Australia launches first project to enable apartment dwellers to join nation’s solar panel frenzy

Australia, which has a dry and sunny climate, has the world’s highest per-capita take-up of solar panels.

Jonathan Pearlman

Jonathan Pearlman

The Straits Times


Emma Dortins and her son, August, 9, outside their Sydney home, whose roof could not accommodate solar panels. PHOTO: COURTESY OF EMMA DORTINS/THE STRAITS TIMES

October 25, 2023

SYDNEY – For years, Ms Emma Dortins, who lives in an inner-city suburb of Sydney, wanted to join the millions of other households across Australia which have solar panels on the roof of their home.

Australia, which has a dry and sunny climate, has the world’s highest per-capita take-up of solar panels. About 3.3 million households have solar panels, producing about 8 per cent of the nation’s electricity.

The difficulty for Ms Dortins, a 45-year-old civil servant who lives with her husband and nine-year-old son, was that their house, which was built more than 120 years ago, has an old roof that would not be able to handle the weight of solar panels.

But Ms Dortins has taken part in a new project that will allow her to finally join Australia’s solar transformation – a “solar garden” being built on farmland in New South Wales (NSW) which allows residents of densely populated cities to own panels even if they cannot have them on their rooftop.

The project, called Haystacks Solar Garden, is the first such project in Australia, enabling people who rent or live in apartments to access solar power.

“We were keen to get into solar more quickly than we could otherwise,” Ms Dortins told The Straits Times.

“It’s a way to do it without having solar on your own roof. And you don’t have to worry about maintenance, or whether there may be some solar panels that aren’t working well.”

The Haystacks Solar Garden, which has 3,078 panels, is being built at Grong Grong, about 450km from Ms Dortins’ home in Sydney.

It has 330 “plots”, which cost A$4,200 (S$3,600) each to own for a 10-year period.

All the plots – each due to generate about 4,200 kilowatt-hour of electricity per year – have been sold, though the project is not due to start operating until late in 2023 or in January 2024.

The solar garden is connected to the main electricity grid and has a deal with an energy firm, which effectively pays the owners of the plots for the electricity they produce.

The owners are expected to receive about A$505 a year off their electricity bills for the next decade.

The chairwoman of the Haystacks scheme, Ms Kristy Walters, said the plots were bought by “all kinds of people”.

Those who buy the plot must live in states across eastern and southern Australia, where the energy retailer involved in the scheme operates.

“The buyers included people who have wanted to have solar panels for ages and finally do,” she said. “Some adults have bought plots for their kids living in apartments in cities.”

The project, based on similar schemes in the United States and Europe, is particularly targeted at those who are unable to access solar energy at their home.

About 35 per cent of Australia’s 26.8 million residents live in rental accommodation or in apartments.

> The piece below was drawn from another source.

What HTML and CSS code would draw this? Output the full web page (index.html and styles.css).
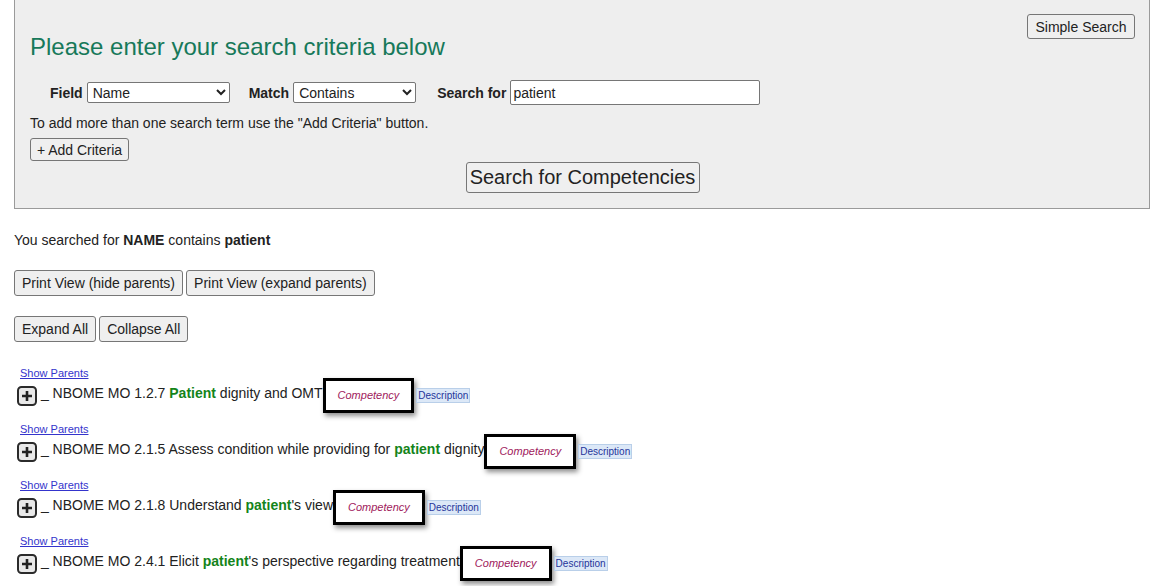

Ms Walters said the Haystacks scheme was expected to pave the way for further community-based solar projects across the country.

The scheme received grants from the federal and NSW governments, and partnered a Sydney local council to help promote it.

“Renters and people in apartments really struggle to be part of the renewable transition because they can’t easily install solar panels on their homes,” Ms Walters said.

Australia, a major exporter of fossil fuels, has committed to become a net-zero carbon emitter by 2050.

As a vast nation with a relatively small population, the country has pinned its hopes of cutting emissions by boosting supplies of renewable energy, particularly from solar and wind.

But the federal government appears to be struggling to meet its target of generating 82 per cent of its power from renewable sources by 2030.

Renewables generated 32 per cent of Australia’s electricity in 2022, up from 19 per cent in 2021, while fossil fuels generated 68 per cent.

Federal Energy Minister Chris Bowen insisted in September that the government’s targets will be met.

“It’s not going to happen easily or overnight, but we are going to achieve it,” he told ABC Radio.

Solar power is the fastest growing source of electricity in the country, with households and large-scale solar farms together generating about 14 per cent of the nation’s electricity.

Wind power is the second-highest source of renewable energy, generating 11 per cent of the nation’s electricity.

Residents can often receive government subsidies worth thousands of dollars to install solar panels, and can usually receive payments from their energy provider for excess power that they feed back into the grid.

Solar garden schemes may help to further boost the supply of solar power and encourage construction of large-scale solar farms in regional areas. Still, many residents would like to own their own panels above their heads.

Ms Dortins said she is excited about owning a plot in the Haystacks solar garden for the next 10 years.

She added: “Then, in 10 years, we might invest in rebuilding our roof.”